In conversation TIME Magazine senior health reporter Alice Park, Wen, an emergency physician, visiting professor at George Washington Milken Institute School of Public Health, and former Baltimore City Health Commissioner, and Gottlieb, the former head of the U.S. Food and Drug Administration and a resident fellow at the American Enterprise Institute, said it’s essential that Americans don’t become complacent about the risks from COVID-19 if the spread of the virus starts to slow during the warmer months.

Wen said that Americans should not “draw the wrong lessons” as daily case numbers start to fall. “Reopening does not mean that the virus is gone; it does not mean that it’s now safe to go out,” Wen said. Although conditions may seem to improve, the country needs to stay alert, in particular by making sure there is enough personal protective equipment for healthcare workers and have adequate contact tracing infrastructure to withstand a resurgence.

“I just worry that the American people are not ready for that type of resurgence, and potentially for having to reimplement shelter-in-place and other types of orders again. Last time, if we were not ready, we could say ‘hindsight is 20/20.’ We could’ve known better, we didn’t. This time we have no excuse,” Wen said.

Gottlieb said that while the virus’s spread will likely slow through July, August and September, it will probably pick up again in the fall and winter.

He noted that, by fall, we’ll have sufficient COVID-19 screening platforms available—including more point-of-care PCR-based tests, the current gold standard for COVID-19 screening that identifies the presence of viral genetic material, as well as antigen-based tests that look for proteins the virus produces that trigger an immune response in the body. But, he warned, it still might be tough to ensure that the right people are actually getting tested in certain communities.

“We could be thinking about how to get in place universal guidelines right now, so that doctors can do testing in their offices, without having to go through extraordinary steps if there is a positive case in the office. Those are the things we need to be thinking about—how to push screening out in the community, and not just relegate it to special sites,” Gottlieb said.

It is also vital that essential public health interventions don’t get caught up in policy or political discussions, Wen and Gottlieb agreed. Wen said that she’s worried that political rhetoric that pits public health against the economy could undermine public health.
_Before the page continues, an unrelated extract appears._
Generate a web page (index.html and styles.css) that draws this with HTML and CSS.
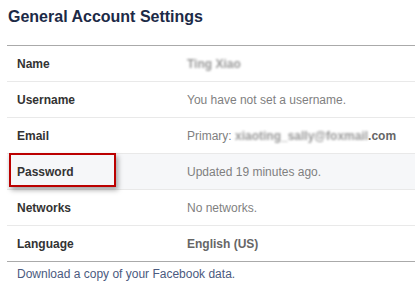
FILE: index.html
```html
<!DOCTYPE html>
<html>
<head>
<meta charset="utf-8">
<link rel="stylesheet" href="styles.css">
</head>
<body>
<div class="page">
  <h1 class="title">General Account Settings</h1>
  <div class="settings">
    <div class="row">
      <div class="label">Name</div>
      <div class="value"><span class="blur">Ting Xiao</span></div>
    </div>
    <div class="row">
      <div class="label">Username</div>
      <div class="value">You have not set a username.</div>
    </div>
    <div class="row">
      <div class="label">Email</div>
      <div class="value">Primary: <strong class="strong"><span class="blur">xiaoting_sally@foxmail</span>.com</strong></div>
    </div>
    <div class="row row-active">
      <div class="label">Password</div>
      <div class="value">Updated 19 minutes ago.</div>
      <div class="highlight"></div>
    </div>
    <div class="row">
      <div class="label">Networks</div>
      <div class="value">No networks.</div>
    </div>
    <div class="row row-last">
      <div class="label">Language</div>
      <div class="value"><strong class="strong">English (US)</strong></div>
    </div>
  </div>
  <a class="download" href="#">Download a copy of your Facebook data.</a>
</div>
</body>
</html>
```

FILE: styles.css
```css
html, body {
  margin: 0;
  padding: 0;
  background: #ffffff;
}

.page {
  font-family: "Liberation Sans", Arial, sans-serif;
  font-size: 12px;
  padding: 7px 0 0 7px;
}

.title {
  margin: 0 0 0 1px;
  font-size: 16px;
  line-height: 20px;
  font-weight: bold;
  color: #1c2a47;
  height: 38px;
}

.settings {
  border-top: 1px solid #aaaaaa;
}

.row {
  position: relative;
  display: grid;
  grid-template-columns: 180px 1fr;
  align-items: center;
  height: 35px;
  border-bottom: 1px solid #e9e9e9;
}

.row-active {
  background: #f6f7f9;
}

.row-last {
  border-bottom-color: #aaaaaa;
}

.label {
  padding-left: 10px;
  font-weight: bold;
  color: #333333;
}

.value {
  color: #7f7f7f;
  white-space: nowrap;
}

.strong {
  font-weight: bold;
  color: #666666;
}

.blur {
  filter: blur(1.2px);
  color: #999999;
  font-weight: bold;
}

.highlight {
  position: absolute;
  left: 2px;
  top: -1px;
  width: 103px;
  height: 30px;
  border: 2px solid #bb0000;
  box-shadow: 2px 3px 5px rgba(0, 0, 0, 0.35);
}

.download {
  display: block;
  padding: 5px 0 0 10px;
  line-height: 14px;
  color: #4b5a80;
  text-decoration: none;
}
```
“I am very concerned about what we’re seeing with the politicization of health and medicine,” said Wen. “So many of the things that we ask people to do at times of public health crises relies on that public trust. If we’re asking people to do things to change their behavior fundamentally— to do things like sheltering in place, and not go to work, not see their friends for prolonged periods of time, or we’re asking people for their contacts, and everywhere that they’ve been, and to go get tested and to be isolated for a period of time—all of these are quite extraordinary measures. And it does depend on the public’s trust in government institutions, public trust in science and medicine.”

Gottlieb said he is concerned that “basic public health interventions” such as contact tracing have gotten pulled into policy debates. “If we don’t get to effective case-based interventions, and get to a place where we can do very effective contact tracing in the fall, it’s going to be very hard to contain this virus, and prevent outbreaks and epidemics in the fall,” he said.